TO BE DONE ▸
All the data below goes into the copy word for word, but the pictures don't.

DATASET EXTRACT ▸

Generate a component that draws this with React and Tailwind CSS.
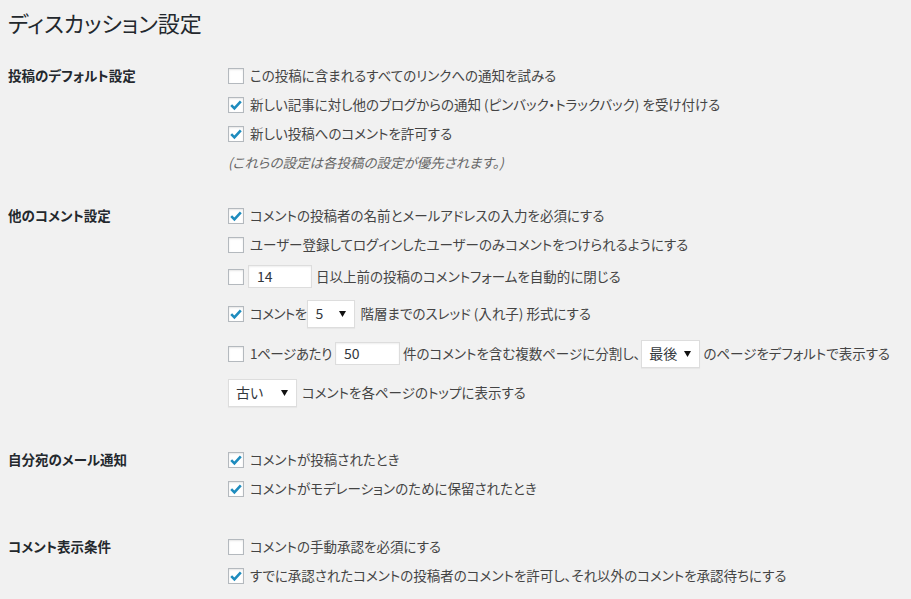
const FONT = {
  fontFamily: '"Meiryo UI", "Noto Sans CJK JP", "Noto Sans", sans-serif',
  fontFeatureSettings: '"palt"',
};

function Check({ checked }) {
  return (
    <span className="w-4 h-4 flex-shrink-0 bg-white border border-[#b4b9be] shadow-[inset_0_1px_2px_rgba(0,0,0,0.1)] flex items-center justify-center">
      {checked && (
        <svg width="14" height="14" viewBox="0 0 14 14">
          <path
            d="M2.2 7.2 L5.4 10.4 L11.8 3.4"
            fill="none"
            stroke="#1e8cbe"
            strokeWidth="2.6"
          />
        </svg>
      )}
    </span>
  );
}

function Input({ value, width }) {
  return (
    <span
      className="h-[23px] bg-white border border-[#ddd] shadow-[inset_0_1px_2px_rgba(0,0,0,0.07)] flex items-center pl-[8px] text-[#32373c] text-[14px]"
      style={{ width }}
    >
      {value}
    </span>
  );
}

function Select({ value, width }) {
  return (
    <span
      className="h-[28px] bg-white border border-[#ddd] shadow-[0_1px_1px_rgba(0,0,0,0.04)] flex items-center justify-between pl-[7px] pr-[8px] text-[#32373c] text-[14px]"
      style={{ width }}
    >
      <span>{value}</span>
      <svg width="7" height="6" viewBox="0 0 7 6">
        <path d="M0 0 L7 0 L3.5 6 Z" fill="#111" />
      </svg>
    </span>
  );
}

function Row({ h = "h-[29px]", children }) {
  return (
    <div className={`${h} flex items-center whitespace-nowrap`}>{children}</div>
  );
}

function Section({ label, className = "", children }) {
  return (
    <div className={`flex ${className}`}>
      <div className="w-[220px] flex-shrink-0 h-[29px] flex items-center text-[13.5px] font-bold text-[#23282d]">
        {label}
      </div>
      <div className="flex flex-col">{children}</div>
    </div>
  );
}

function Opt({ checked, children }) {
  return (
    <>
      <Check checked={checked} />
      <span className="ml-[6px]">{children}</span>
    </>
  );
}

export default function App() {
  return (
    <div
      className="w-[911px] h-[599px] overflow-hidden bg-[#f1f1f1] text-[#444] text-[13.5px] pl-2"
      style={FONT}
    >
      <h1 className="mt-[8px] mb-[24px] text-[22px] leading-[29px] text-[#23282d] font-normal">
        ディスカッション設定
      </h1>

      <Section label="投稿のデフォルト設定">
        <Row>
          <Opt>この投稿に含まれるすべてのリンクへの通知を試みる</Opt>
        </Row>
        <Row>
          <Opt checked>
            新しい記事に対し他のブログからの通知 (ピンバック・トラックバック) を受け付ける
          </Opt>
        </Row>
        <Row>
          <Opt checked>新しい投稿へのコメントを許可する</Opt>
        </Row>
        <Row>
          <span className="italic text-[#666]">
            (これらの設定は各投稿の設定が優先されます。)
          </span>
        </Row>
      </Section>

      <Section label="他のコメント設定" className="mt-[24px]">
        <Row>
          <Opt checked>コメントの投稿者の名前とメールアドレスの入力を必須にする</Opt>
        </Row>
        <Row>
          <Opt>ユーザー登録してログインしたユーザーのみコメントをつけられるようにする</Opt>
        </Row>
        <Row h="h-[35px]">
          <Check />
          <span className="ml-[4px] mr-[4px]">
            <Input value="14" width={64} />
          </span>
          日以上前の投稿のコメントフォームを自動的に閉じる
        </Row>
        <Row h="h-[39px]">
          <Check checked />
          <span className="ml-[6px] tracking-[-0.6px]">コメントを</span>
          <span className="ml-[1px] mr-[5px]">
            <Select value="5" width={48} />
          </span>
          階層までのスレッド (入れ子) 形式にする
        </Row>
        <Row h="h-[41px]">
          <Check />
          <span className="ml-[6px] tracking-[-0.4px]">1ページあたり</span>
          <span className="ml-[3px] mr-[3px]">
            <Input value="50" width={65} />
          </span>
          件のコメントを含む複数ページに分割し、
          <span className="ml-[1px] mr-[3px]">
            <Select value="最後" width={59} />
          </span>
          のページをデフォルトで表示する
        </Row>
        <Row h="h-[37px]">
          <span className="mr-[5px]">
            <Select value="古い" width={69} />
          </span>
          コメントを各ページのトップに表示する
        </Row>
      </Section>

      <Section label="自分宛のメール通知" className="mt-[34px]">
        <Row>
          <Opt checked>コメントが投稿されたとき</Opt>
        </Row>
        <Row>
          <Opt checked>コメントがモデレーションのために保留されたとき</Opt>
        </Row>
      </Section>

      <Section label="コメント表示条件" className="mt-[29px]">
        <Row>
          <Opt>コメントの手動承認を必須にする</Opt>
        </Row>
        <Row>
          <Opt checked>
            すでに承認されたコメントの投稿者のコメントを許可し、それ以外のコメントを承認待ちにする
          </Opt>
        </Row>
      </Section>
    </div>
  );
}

RESULT OF THIS TASK ▸
Generate a component that draws this with React and Tailwind CSS.
const FONT = {
  fontFamily: '"Meiryo UI", "Noto Sans CJK JP", "Noto Sans", sans-serif',
  fontFeatureSettings: '"palt"',
};

function Check({ checked }) {
  return (
    <span className="w-4 h-4 flex-shrink-0 bg-white border border-[#b4b9be] shadow-[inset_0_1px_2px_rgba(0,0,0,0.1)] flex items-center justify-center">
      {checked && (
        <svg width="14" height="14" viewBox="0 0 14 14">
          <path
            d="M2.2 7.2 L5.4 10.4 L11.8 3.4"
            fill="none"
            stroke="#1e8cbe"
            strokeWidth="2.6"
          />
        </svg>
      )}
    </span>
  );
}

function Input({ value, width }) {
  return (
    <span
      className="h-[23px] bg-white border border-[#ddd] shadow-[inset_0_1px_2px_rgba(0,0,0,0.07)] flex items-center pl-[8px] text-[#32373c] text-[14px]"
      style={{ width }}
    >
      {value}
    </span>
  );
}

function Select({ value, width }) {
  return (
    <span
      className="h-[28px] bg-white border border-[#ddd] shadow-[0_1px_1px_rgba(0,0,0,0.04)] flex items-center justify-between pl-[7px] pr-[8px] text-[#32373c] text-[14px]"
      style={{ width }}
    >
      <span>{value}</span>
      <svg width="7" height="6" viewBox="0 0 7 6">
        <path d="M0 0 L7 0 L3.5 6 Z" fill="#111" />
      </svg>
    </span>
  );
}

function Row({ h = "h-[29px]", children }) {
  return (
    <div className={`${h} flex items-center whitespace-nowrap`}>{children}</div>
  );
}

function Section({ label, className = "", children }) {
  return (
    <div className={`flex ${className}`}>
      <div className="w-[220px] flex-shrink-0 h-[29px] flex items-center text-[13.5px] font-bold text-[#23282d]">
        {label}
      </div>
      <div className="flex flex-col">{children}</div>
    </div>
  );
}

function Opt({ checked, children }) {
  return (
    <>
      <Check checked={checked} />
      <span className="ml-[6px]">{children}</span>
    </>
  );
}

export default function App() {
  return (
    <div
      className="w-[911px] h-[599px] overflow-hidden bg-[#f1f1f1] text-[#444] text-[13.5px] pl-2"
      style={FONT}
    >
      <h1 className="mt-[8px] mb-[24px] text-[22px] leading-[29px] text-[#23282d] font-normal">
        ディスカッション設定
      </h1>

      <Section label="投稿のデフォルト設定">
        <Row>
          <Opt>この投稿に含まれるすべてのリンクへの通知を試みる</Opt>
        </Row>
        <Row>
          <Opt checked>
            新しい記事に対し他のブログからの通知 (ピンバック・トラックバック) を受け付ける
          </Opt>
        </Row>
        <Row>
          <Opt checked>新しい投稿へのコメントを許可する</Opt>
        </Row>
        <Row>
          <span className="italic text-[#666]">
            (これらの設定は各投稿の設定が優先されます。)
          </span>
        </Row>
      </Section>

      <Section label="他のコメント設定" className="mt-[24px]">
        <Row>
          <Opt checked>コメントの投稿者の名前とメールアドレスの入力を必須にする</Opt>
        </Row>
        <Row>
          <Opt>ユーザー登録してログインしたユーザーのみコメントをつけられるようにする</Opt>
        </Row>
        <Row h="h-[35px]">
          <Check />
          <span className="ml-[4px] mr-[4px]">
            <Input value="14" width={64} />
          </span>
          日以上前の投稿のコメントフォームを自動的に閉じる
        </Row>
        <Row h="h-[39px]">
          <Check checked />
          <span className="ml-[6px] tracking-[-0.6px]">コメントを</span>
          <span className="ml-[1px] mr-[5px]">
            <Select value="5" width={48} />
          </span>
          階層までのスレッド (入れ子) 形式にする
        </Row>
        <Row h="h-[41px]">
          <Check />
          <span className="ml-[6px] tracking-[-0.4px]">1ページあたり</span>
          <span className="ml-[3px] mr-[3px]">
            <Input value="50" width={65} />
          </span>
          件のコメントを含む複数ページに分割し、
          <span className="ml-[1px] mr-[3px]">
            <Select value="最後" width={59} />
          </span>
          のページをデフォルトで表示する
        </Row>
        <Row h="h-[37px]">
          <span className="mr-[5px]">
            <Select value="古い" width={69} />
          </span>
          コメントを各ページのトップに表示する
        </Row>
      </Section>

      <Section label="自分宛のメール通知" className="mt-[34px]">
        <Row>
          <Opt checked>コメントが投稿されたとき</Opt>
        </Row>
        <Row>
          <Opt checked>コメントがモデレーションのために保留されたとき</Opt>
        </Row>
      </Section>

      <Section label="コメント表示条件" className="mt-[29px]">
        <Row>
          <Opt>コメントの手動承認を必須にする</Opt>
        </Row>
        <Row>
          <Opt checked>
            すでに承認されたコメントの投稿者のコメントを許可し、それ以外のコメントを承認待ちにする
          </Opt>
        </Row>
      </Section>
    </div>
  );
}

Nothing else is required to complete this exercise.